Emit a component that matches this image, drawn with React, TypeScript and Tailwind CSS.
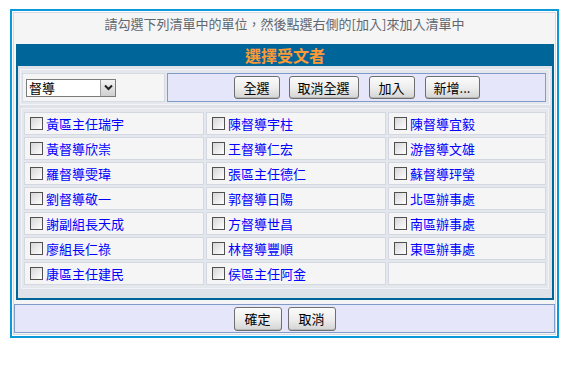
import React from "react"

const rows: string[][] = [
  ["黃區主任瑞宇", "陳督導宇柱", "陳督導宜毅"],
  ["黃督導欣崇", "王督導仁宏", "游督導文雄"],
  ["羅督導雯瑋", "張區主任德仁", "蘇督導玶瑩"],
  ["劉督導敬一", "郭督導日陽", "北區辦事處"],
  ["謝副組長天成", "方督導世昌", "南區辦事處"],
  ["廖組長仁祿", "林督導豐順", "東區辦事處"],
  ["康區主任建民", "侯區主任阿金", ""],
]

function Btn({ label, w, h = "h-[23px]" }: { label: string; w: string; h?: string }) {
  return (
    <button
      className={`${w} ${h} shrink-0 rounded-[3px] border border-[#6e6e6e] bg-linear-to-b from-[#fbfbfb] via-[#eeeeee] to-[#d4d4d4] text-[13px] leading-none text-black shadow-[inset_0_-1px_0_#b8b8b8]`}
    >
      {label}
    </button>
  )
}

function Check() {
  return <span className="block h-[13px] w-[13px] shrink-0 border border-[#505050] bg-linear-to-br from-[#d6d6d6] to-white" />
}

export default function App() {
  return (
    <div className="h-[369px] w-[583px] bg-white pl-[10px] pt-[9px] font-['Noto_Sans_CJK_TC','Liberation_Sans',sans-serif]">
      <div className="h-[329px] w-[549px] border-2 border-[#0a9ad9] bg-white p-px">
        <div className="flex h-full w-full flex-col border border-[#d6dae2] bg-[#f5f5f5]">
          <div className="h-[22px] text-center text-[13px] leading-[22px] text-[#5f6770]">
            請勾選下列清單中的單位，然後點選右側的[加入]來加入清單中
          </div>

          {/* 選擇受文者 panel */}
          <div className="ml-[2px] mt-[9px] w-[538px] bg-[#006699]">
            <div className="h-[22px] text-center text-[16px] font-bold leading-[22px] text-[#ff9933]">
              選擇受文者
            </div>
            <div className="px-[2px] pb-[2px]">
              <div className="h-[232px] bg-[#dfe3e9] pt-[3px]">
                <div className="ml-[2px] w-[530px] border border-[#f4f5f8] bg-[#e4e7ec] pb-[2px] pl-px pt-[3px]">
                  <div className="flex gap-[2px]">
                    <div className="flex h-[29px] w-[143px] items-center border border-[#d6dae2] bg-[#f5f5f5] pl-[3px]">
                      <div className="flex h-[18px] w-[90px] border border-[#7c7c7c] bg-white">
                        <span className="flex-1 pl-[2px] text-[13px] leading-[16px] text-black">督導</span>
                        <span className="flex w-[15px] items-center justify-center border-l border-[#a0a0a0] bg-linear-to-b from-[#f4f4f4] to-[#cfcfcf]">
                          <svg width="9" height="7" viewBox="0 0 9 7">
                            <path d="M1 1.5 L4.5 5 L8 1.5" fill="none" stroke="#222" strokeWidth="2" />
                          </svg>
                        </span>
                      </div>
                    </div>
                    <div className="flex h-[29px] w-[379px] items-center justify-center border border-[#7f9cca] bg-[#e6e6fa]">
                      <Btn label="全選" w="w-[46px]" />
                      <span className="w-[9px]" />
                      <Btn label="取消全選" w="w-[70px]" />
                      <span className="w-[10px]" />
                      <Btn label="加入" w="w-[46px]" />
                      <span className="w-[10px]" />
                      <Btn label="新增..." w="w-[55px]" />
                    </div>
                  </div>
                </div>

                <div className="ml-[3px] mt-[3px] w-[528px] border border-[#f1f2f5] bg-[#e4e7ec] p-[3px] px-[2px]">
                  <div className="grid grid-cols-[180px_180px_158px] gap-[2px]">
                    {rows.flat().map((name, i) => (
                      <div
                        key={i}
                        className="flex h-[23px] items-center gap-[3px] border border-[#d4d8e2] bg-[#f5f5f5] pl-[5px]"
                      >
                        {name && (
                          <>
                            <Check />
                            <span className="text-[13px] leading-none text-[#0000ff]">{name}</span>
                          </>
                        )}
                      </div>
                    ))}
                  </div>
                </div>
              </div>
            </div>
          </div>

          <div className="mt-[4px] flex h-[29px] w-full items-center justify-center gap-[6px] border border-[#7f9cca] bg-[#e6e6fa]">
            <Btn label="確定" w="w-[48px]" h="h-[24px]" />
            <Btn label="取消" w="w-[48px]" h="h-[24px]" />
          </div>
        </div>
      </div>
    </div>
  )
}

> _Exercise instructions_
From the first line of the material down to the line containing "import React from", inclusive, return each line exactly, skipping any picture.

> _The response_
Emit a component that matches this image, drawn with React, TypeScript and Tailwind CSS.
import React from "react"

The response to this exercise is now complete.